Reproduce the listing exactly, with no pictures in your copy.

DATASET EXCERPT →
——————
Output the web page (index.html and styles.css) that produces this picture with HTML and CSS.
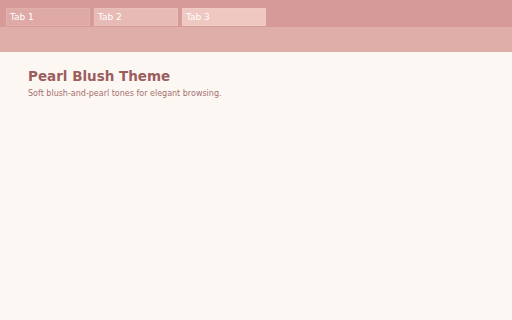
FILE: index.html
```html
<!DOCTYPE html>
<html lang="en">
<head>
    <meta charset="UTF-8">
    <title>Pearl Blush Theme</title>
    <link rel="stylesheet" href="styles.css">
</head>
<body>

<div class="tab-strip">
    <div class="tab tab-1">Tab 1</div>
    <div class="tab tab-2">Tab 2</div>
    <div class="tab tab-3">Tab 3</div>
</div>
<div class="toolbar"></div>

<div class="content">
    <h1>Pearl Blush Theme</h1>
    <p>Soft blush-and-pearl tones for elegant browsing.</p>
</div>

</body>
</html>
```

FILE: styles.css
```css
body {
    margin: 0;
    font-family: 'DejaVu Sans', sans-serif;
    background-color: #fdf7f4;
    height: 100vh;
}
.tab-strip {
    display: flex;
    gap: 4px;
    padding: 8px 6px 1px 6px;
    background-color: #d69b98;
}
.tab {
    width: 84px;
    height: 18px;
    box-sizing: border-box;
    padding: 3px 3px 0 3px;
    font-size: 9px;
    color: #ffffff;
    border: 1px solid rgba(255, 255, 255, 0.08);
}
.tab-1 {
    background-color: #dfaaa6;
}
.tab-2 {
    background-color: #e8bab5;
}
.tab-3 {
    background-color: #efc8c2;
}
.toolbar {
    height: 25px;
    background-color: #e0aea9;
}
.content {
    padding: 16px 28px;
}
h1 {
    margin: 0 0 5px 0;
    font-size: 13.5px;
    color: #9b5e5c;
}
p {
    margin: 0;
    font-size: 8px;
    color: #a4706d;
}
```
——————
ANSWER TO THE EXERCISE →
Output the web page (index.html and styles.css) that produces this picture with HTML and CSS.
FILE: index.html
```html
<!DOCTYPE html>
<html lang="en">
<head>
    <meta charset="UTF-8">
    <title>Pearl Blush Theme</title>
    <link rel="stylesheet" href="styles.css">
</head>
<body>

<div class="tab-strip">
    <div class="tab tab-1">Tab 1</div>
    <div class="tab tab-2">Tab 2</div>
    <div class="tab tab-3">Tab 3</div>
</div>
<div class="toolbar"></div>

<div class="content">
    <h1>Pearl Blush Theme</h1>
    <p>Soft blush-and-pearl tones for elegant browsing.</p>
</div>

</body>
</html>
```

FILE: styles.css
```css
body {
    margin: 0;
    font-family: 'DejaVu Sans', sans-serif;
    background-color: #fdf7f4;
    height: 100vh;
}
.tab-strip {
    display: flex;
    gap: 4px;
    padding: 8px 6px 1px 6px;
    background-color: #d69b98;
}
.tab {
    width: 84px;
    height: 18px;
    box-sizing: border-box;
    padding: 3px 3px 0 3px;
    font-size: 9px;
    color: #ffffff;
    border: 1px solid rgba(255, 255, 255, 0.08);
}
.tab-1 {
    background-color: #dfaaa6;
}
.tab-2 {
    background-color: #e8bab5;
}
.tab-3 {
    background-color: #efc8c2;
}
.toolbar {
    height: 25px;
    background-color: #e0aea9;
}
.content {
    padding: 16px 28px;
}
h1 {
    margin: 0 0 5px 0;
    font-size: 13.5px;
    color: #9b5e5c;
}
p {
    margin: 0;
    font-size: 8px;
    color: #a4706d;
}
```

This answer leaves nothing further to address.